Along with concerns for the programs targeted, opponents warned against allowing the executive branch to direct a party-line cancellation of investments that had been approved on a bipartisan basis, the Associated Press reported.

Big hit for community radio

Minneapolis jazz station KBEM, aka JAZZ88, was granted more than $122,000 from CPB in fiscal year 2024. Station manager Johnny Lee Walker said that’s about a tenth of the organization’s budget.

“Doesn’t sound like much, but it really is,” Walker said. “It would affect news (and) programming, in addition to the delivery and technical services for those programs and others. This would not shut down KBEM, but at a time of limited funding from other sources, this would make it very difficult to continue running KBEM at its current level as one of the strongest voices for jazz in the United States.”

The volunteer-based community radio station KFAI shared a similar outlook.

“KFAI is a living expression of the Twin Cities — building bridges, deepening understanding and uplifting people across cultures, neighborhoods and generations,” said General Manager and Executive Director Nora Doherty. “More than once in KFAI’s history, CPB support meant the ability to do this work. Now, CPB funding makes up just eight percent of KFAI’s budget, but its impact is catalytic. It allows us to leverage state and local dollars, helping community radio remain what it was intended to be: local, independent and representative of the interests of the people, not shareholders.”
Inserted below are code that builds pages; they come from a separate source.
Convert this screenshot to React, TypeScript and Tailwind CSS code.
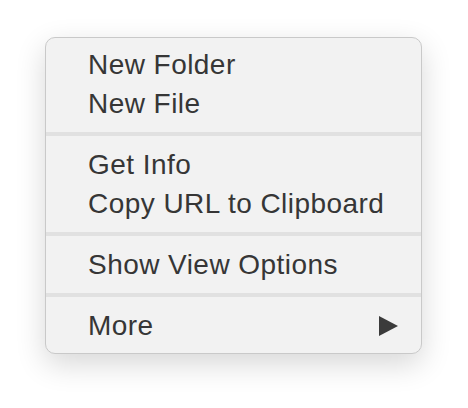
import { Fragment } from 'react';

type Item = { label: string; submenu?: boolean };

const groups: Item[][] = [
  [{ label: 'New Folder' }, { label: 'New File' }],
  [{ label: 'Get Info' }, { label: 'Copy URL to Clipboard' }],
  [{ label: 'Show View Options' }],
  [{ label: 'More', submenu: true }],
];

function MenuRow({ item }: { item: Item }) {
  return (
    <div className="flex h-[39px] items-center justify-between pl-[42px] pr-[23px] leading-[39px]">
      <span>{item.label}</span>
      {item.submenu && (
        <svg width="19" height="20" viewBox="0 0 19 20" className="text-[#3b3b3b]">
          <polygon points="0,0 19,10 0,20" fill="currentColor" />
        </svg>
      )}
    </div>
  );
}

export default function App() {
  return (
    <div className="min-h-[408px] w-[468px] bg-white pl-[45px] pt-[37px]">
      <div
        className="w-[377px] rounded-[10px] border border-[#c9c9c9] bg-[#f2f2f2] pt-[7px] pb-[8px] text-[28px] tracking-[0.45px] text-[#363636] shadow-[0_10px_30px_rgba(0,0,0,0.16)]"
        style={{ fontFamily: '"Liberation Sans", Arial, sans-serif' }}
      >
        {groups.map((group, i) => (
          <Fragment key={i}>
            {i > 0 && <div className="my-[9px] h-[4px] bg-[#e1e1e1]" />}
            {group.map((item) => (
              <MenuRow key={item.label} item={item} />
            ))}
          </Fragment>
        ))}
      </div>
    </div>
  );
}
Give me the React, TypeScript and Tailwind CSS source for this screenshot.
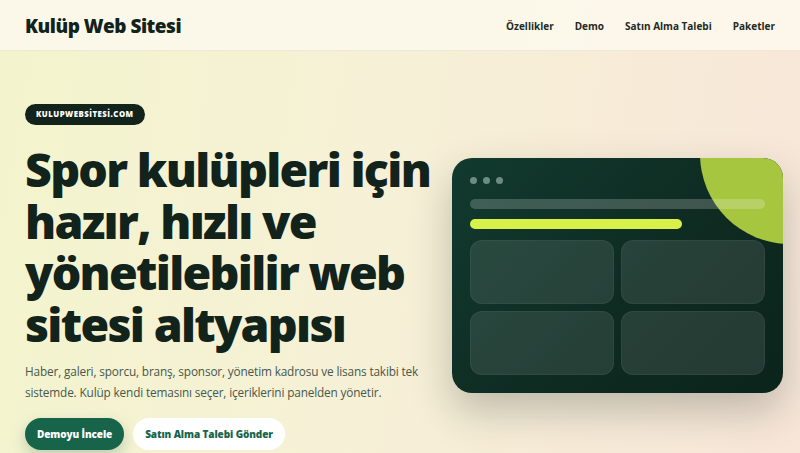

Twin Cities Public Television, based in St. Paul, did not respond to a request for comment Thursday. But the Public Broadcasting Service, or PBS, which oversees public television nationwide, is included in the cuts.

The Senate narrowly approved a $9 billion rescission bill that includes the CPB cuts early Thursday. The bill is now back at the House, which approved an earlier version. Lawmakers have a midnight Friday deadline to pass the bill.